**DATA EXCERPT:**

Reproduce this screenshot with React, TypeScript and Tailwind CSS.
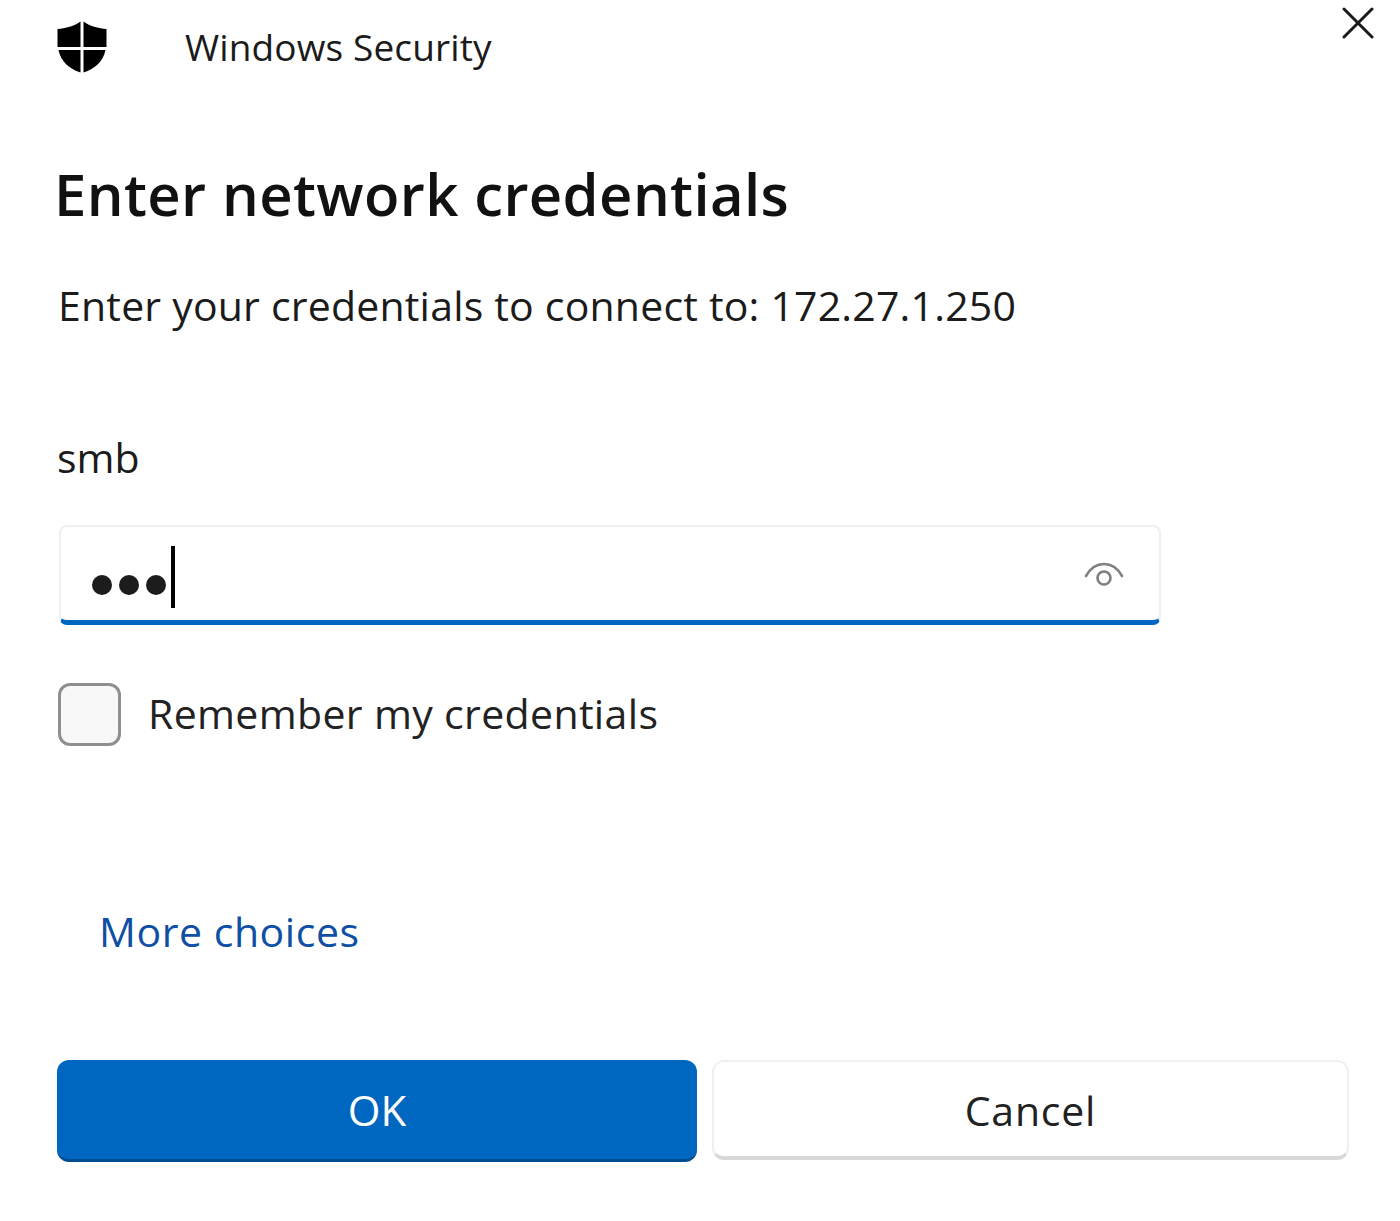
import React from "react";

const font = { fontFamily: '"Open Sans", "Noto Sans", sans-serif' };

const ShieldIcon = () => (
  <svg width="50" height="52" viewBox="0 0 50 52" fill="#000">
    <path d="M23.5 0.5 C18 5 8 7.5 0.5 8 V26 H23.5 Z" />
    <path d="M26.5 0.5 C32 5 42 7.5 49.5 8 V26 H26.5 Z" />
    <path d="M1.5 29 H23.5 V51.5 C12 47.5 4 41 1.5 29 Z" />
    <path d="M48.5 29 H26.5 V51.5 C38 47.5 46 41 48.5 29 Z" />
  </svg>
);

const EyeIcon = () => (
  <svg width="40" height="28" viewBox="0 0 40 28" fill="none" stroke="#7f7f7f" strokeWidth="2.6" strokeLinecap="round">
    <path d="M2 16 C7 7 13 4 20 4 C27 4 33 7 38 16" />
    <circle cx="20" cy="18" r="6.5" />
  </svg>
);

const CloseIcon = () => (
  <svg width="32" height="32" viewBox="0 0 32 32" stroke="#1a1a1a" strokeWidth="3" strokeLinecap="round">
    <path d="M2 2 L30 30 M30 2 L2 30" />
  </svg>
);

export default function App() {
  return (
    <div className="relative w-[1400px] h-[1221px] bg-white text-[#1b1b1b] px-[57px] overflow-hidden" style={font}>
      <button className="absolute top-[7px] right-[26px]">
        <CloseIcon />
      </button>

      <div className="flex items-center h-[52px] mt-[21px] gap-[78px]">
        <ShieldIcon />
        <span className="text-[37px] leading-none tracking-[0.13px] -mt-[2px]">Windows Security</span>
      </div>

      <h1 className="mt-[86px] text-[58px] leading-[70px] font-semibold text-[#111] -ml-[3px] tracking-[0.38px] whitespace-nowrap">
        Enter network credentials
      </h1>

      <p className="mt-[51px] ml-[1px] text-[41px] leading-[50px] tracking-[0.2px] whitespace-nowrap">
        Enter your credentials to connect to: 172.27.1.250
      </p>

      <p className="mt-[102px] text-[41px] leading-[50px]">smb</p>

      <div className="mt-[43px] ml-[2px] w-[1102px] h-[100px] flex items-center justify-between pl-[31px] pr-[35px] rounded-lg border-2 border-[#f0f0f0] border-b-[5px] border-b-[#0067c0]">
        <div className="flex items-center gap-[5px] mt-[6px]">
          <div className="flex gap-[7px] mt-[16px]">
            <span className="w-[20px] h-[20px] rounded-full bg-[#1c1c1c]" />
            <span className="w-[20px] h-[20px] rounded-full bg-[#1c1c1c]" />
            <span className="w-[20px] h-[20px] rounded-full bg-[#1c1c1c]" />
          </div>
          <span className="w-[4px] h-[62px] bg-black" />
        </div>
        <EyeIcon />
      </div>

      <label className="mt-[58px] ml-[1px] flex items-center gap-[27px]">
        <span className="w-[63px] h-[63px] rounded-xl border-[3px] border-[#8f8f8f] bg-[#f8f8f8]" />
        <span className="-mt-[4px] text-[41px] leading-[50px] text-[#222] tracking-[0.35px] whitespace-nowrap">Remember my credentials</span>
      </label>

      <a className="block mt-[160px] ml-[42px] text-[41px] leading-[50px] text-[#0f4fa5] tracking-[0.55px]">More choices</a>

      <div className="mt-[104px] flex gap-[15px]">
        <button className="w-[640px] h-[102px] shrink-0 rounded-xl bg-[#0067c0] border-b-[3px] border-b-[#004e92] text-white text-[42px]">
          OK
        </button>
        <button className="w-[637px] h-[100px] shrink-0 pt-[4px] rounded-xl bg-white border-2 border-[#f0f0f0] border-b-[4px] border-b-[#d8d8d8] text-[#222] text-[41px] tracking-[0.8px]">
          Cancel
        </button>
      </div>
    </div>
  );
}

**WHAT TO DO:** Reproduce each line exactly as it appears, omitting the pictures.

**WRITTEN SOLUTION:**
Reproduce this screenshot with React, TypeScript and Tailwind CSS.
import React from "react";

const font = { fontFamily: '"Open Sans", "Noto Sans", sans-serif' };

const ShieldIcon = () => (
  <svg width="50" height="52" viewBox="0 0 50 52" fill="#000">
    <path d="M23.5 0.5 C18 5 8 7.5 0.5 8 V26 H23.5 Z" />
    <path d="M26.5 0.5 C32 5 42 7.5 49.5 8 V26 H26.5 Z" />
    <path d="M1.5 29 H23.5 V51.5 C12 47.5 4 41 1.5 29 Z" />
    <path d="M48.5 29 H26.5 V51.5 C38 47.5 46 41 48.5 29 Z" />
  </svg>
);

const EyeIcon = () => (
  <svg width="40" height="28" viewBox="0 0 40 28" fill="none" stroke="#7f7f7f" strokeWidth="2.6" strokeLinecap="round">
    <path d="M2 16 C7 7 13 4 20 4 C27 4 33 7 38 16" />
    <circle cx="20" cy="18" r="6.5" />
  </svg>
);

const CloseIcon = () => (
  <svg width="32" height="32" viewBox="0 0 32 32" stroke="#1a1a1a" strokeWidth="3" strokeLinecap="round">
    <path d="M2 2 L30 30 M30 2 L2 30" />
  </svg>
);

export default function App() {
  return (
    <div className="relative w-[1400px] h-[1221px] bg-white text-[#1b1b1b] px-[57px] overflow-hidden" style={font}>
      <button className="absolute top-[7px] right-[26px]">
        <CloseIcon />
      </button>

      <div className="flex items-center h-[52px] mt-[21px] gap-[78px]">
        <ShieldIcon />
        <span className="text-[37px] leading-none tracking-[0.13px] -mt-[2px]">Windows Security</span>
      </div>

      <h1 className="mt-[86px] text-[58px] leading-[70px] font-semibold text-[#111] -ml-[3px] tracking-[0.38px] whitespace-nowrap">
        Enter network credentials
      </h1>

      <p className="mt-[51px] ml-[1px] text-[41px] leading-[50px] tracking-[0.2px] whitespace-nowrap">
        Enter your credentials to connect to: 172.27.1.250
      </p>

      <p className="mt-[102px] text-[41px] leading-[50px]">smb</p>

      <div className="mt-[43px] ml-[2px] w-[1102px] h-[100px] flex items-center justify-between pl-[31px] pr-[35px] rounded-lg border-2 border-[#f0f0f0] border-b-[5px] border-b-[#0067c0]">
        <div className="flex items-center gap-[5px] mt-[6px]">
          <div className="flex gap-[7px] mt-[16px]">
            <span className="w-[20px] h-[20px] rounded-full bg-[#1c1c1c]" />
            <span className="w-[20px] h-[20px] rounded-full bg-[#1c1c1c]" />
            <span className="w-[20px] h-[20px] rounded-full bg-[#1c1c1c]" />
          </div>
          <span className="w-[4px] h-[62px] bg-black" />
        </div>
        <EyeIcon />
      </div>

      <label className="mt-[58px] ml-[1px] flex items-center gap-[27px]">
        <span className="w-[63px] h-[63px] rounded-xl border-[3px] border-[#8f8f8f] bg-[#f8f8f8]" />
        <span className="-mt-[4px] text-[41px] leading-[50px] text-[#222] tracking-[0.35px] whitespace-nowrap">Remember my credentials</span>
      </label>

      <a className="block mt-[160px] ml-[42px] text-[41px] leading-[50px] text-[#0f4fa5] tracking-[0.55px]">More choices</a>

      <div className="mt-[104px] flex gap-[15px]">
        <button className="w-[640px] h-[102px] shrink-0 rounded-xl bg-[#0067c0] border-b-[3px] border-b-[#004e92] text-white text-[42px]">
          OK
        </button>
        <button className="w-[637px] h-[100px] shrink-0 pt-[4px] rounded-xl bg-white border-2 border-[#f0f0f0] border-b-[4px] border-b-[#d8d8d8] text-[#222] text-[41px] tracking-[0.8px]">
          Cancel
        </button>
      </div>
    </div>
  );
}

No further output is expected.